[Start of Supplied data]

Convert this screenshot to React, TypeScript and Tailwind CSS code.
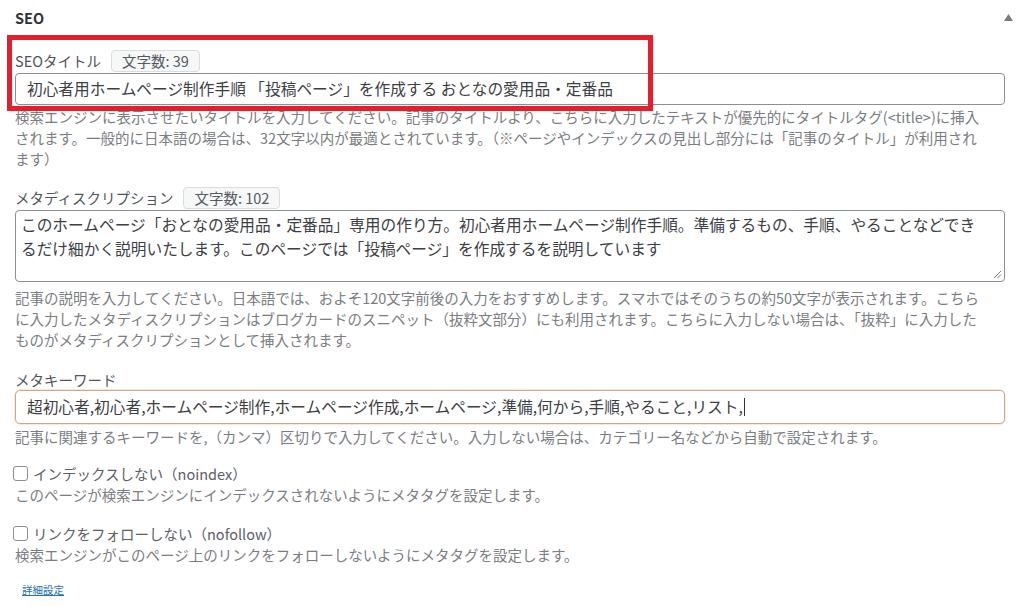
import React from "react";

const font = { fontFamily: '"Noto Sans CJK JP", "Noto Sans", sans-serif' };

function Badge({ children }: { children: React.ReactNode }) {
  return (
    <span className="inline-flex h-[22px] items-center rounded-[4px] border border-[#dcdcde] bg-[#f6f7f7] px-[10px] text-[14.5px] leading-none text-[#555a60]">
      {children}
    </span>
  );
}

function Help({ lines, className = "" }: { lines: string[]; className?: string }) {
  return (
    <div className={"text-[14.5px] leading-[21px] text-[#7a7d82] " + className}>
      {lines.map((l, i) => (
        <div key={i} className="whitespace-nowrap">
          {l}
        </div>
      ))}
    </div>
  );
}

function Checkbox({ label }: { label: string }) {
  return (
    <label className="flex h-[21px] items-center gap-[5px] text-[14.5px] text-[#5c6066]">
      <span className="ml-[-2px] h-[15px] w-[15px] rounded-[3px] border border-[#8c8f94] bg-white" />
      <span>{label}</span>
    </label>
  );
}

export default function App() {
  return (
    <div className="relative h-[615px] w-[1024px] overflow-hidden bg-white" style={font}>
      {/* header */}
      <div className="flex h-[36px] items-center justify-between pl-[15px] pr-[11px]">
        <span className="text-[14.5px] font-bold text-[#2c3338]">SEO</span>
        <svg width="9" height="7" viewBox="0 0 9 7" className="mt-[-1px]">
          <polygon points="4.5,0 9,7 0,7" fill="#787c82" />
        </svg>
      </div>

      <div className="pl-[15px] pr-[19px] pt-[14px]">
        {/* SEO title */}
        <div className="flex items-center gap-[10px]">
          <span className="text-[14.5px] text-[#50555b]">SEOタイトル</span>
          <Badge>文字数: 39</Badge>
        </div>
        <div className="mt-[1px] flex h-[32px] items-center rounded-[4px] border border-[#8c8f94] pl-[11px] text-[15.7px] text-[#3c4044]">
          初心者用ホームページ制作手順 「投稿ページ」を作成する おとなの愛用品・定番品
        </div>
        <Help
          className="mt-[1px]"
          lines={[
            "検索エンジンに表示させたいタイトルを入力してください。記事のタイトルより、こちらに入力したテキストが優先的にタイトルタグ(<title>)に挿入",
            "されます。一般的に日本語の場合は、32文字以内が最適とされています。（※ページやインデックスの見出し部分には「記事のタイトル」が利用され",
            "ます）",
          ]}
        />

        {/* Meta description */}
        <div className="mt-[18px] flex items-center gap-[10px]">
          <span className="text-[14.5px] text-[#50555b]">メタディスクリプション</span>
          <Badge>文字数: 102</Badge>
        </div>
        <div className="relative mt-[1px] h-[72px] rounded-[4px] border border-[#8c8f94] px-[5px] pt-[2px] text-[15.7px] leading-[24px] text-[#3c4044]">
          <div className="whitespace-nowrap">
            このホームページ「おとなの愛用品・定番品」専用の作り方。初心者用ホームページ制作手順。準備するもの、手順、やることなどでき
          </div>
          <div className="whitespace-nowrap">
            るだけ細かく説明いたします。このページでは「投稿ページ」を作成するを説明しています
          </div>
          <svg
            width="9"
            height="9"
            viewBox="0 0 9 9"
            className="absolute bottom-[2px] right-[2px]"
          >
            <line x1="1" y1="8" x2="8" y2="1" stroke="#777" strokeWidth="1" />
            <line x1="4.5" y1="8" x2="8" y2="4.5" stroke="#777" strokeWidth="1" />
          </svg>
        </div>
        <Help
          className="mt-[5px]"
          lines={[
            "記事の説明を入力してください。日本語では、およそ120文字前後の入力をおすすめします。スマホではそのうちの約50文字が表示されます。こちら",
            "に入力したメタディスクリプションはブログカードのスニペット（抜粋文部分）にも利用されます。こちらに入力しない場合は、「抜粋」に入力した",
            "ものがメタディスクリプションとして挿入されます。",
          ]}
        />

        {/* Meta keywords */}
        <div className="mt-[19px] h-[21px] text-[14.5px] leading-[21px] text-[#50555b]">メタキーワード</div>
        <div className="flex h-[34px] items-center rounded-[5px] border-[1.5px] border-[#d4a585] pl-[11px] text-[15.7px] text-[#3c4044] shadow-[0_0_0_0.5px_#ecd2c0]">
          <span>超初心者,初心者,ホームページ制作,ホームページ作成,ホームページ,準備,何から,手順,やること,リスト,</span>
          <span className="ml-[1px] h-[18px] w-[1px] bg-[#2c3338]" />
        </div>
        <Help
          className="mt-[2px]"
          lines={[
            "記事に関連するキーワードを,（カンマ）区切りで入力してください。入力しない場合は、カテゴリー名などから自動で設定されます。",
          ]}
        />

        {/* noindex */}
        <div className="mt-[16px]">
          <Checkbox label="インデックスしない（noindex）" />
        </div>
        <Help lines={["このページが検索エンジンにインデックスされないようにメタタグを設定します。"]} />

        {/* nofollow */}
        <div className="mt-[18px]">
          <Checkbox label="リンクをフォローしない（nofollow）" />
        </div>
        <Help lines={["検索エンジンがこのページ上のリンクをフォローしないようにメタタグを設定します。"]} />

        <div className="mt-[10px] pl-[7px]">
          <a className="text-[10.5px] leading-[14px] text-[#2271b1] underline" href="#">
            詳細設定
          </a>
        </div>
      </div>

      {/* red highlight overlay */}
      <div className="pointer-events-none absolute left-[7px] top-[35px] h-[76px] w-[646px] border-[5px] border-[#e61e2b]" />
    </div>
  );
}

[End of Supplied data]

**Exercise**
Among the lines of the data, identify those with the word "React". Copy each of them.

**Solved problem**
Convert this screenshot to React, TypeScript and Tailwind CSS code.
import React from "react";
function Badge({ children }: { children: React.ReactNode }) {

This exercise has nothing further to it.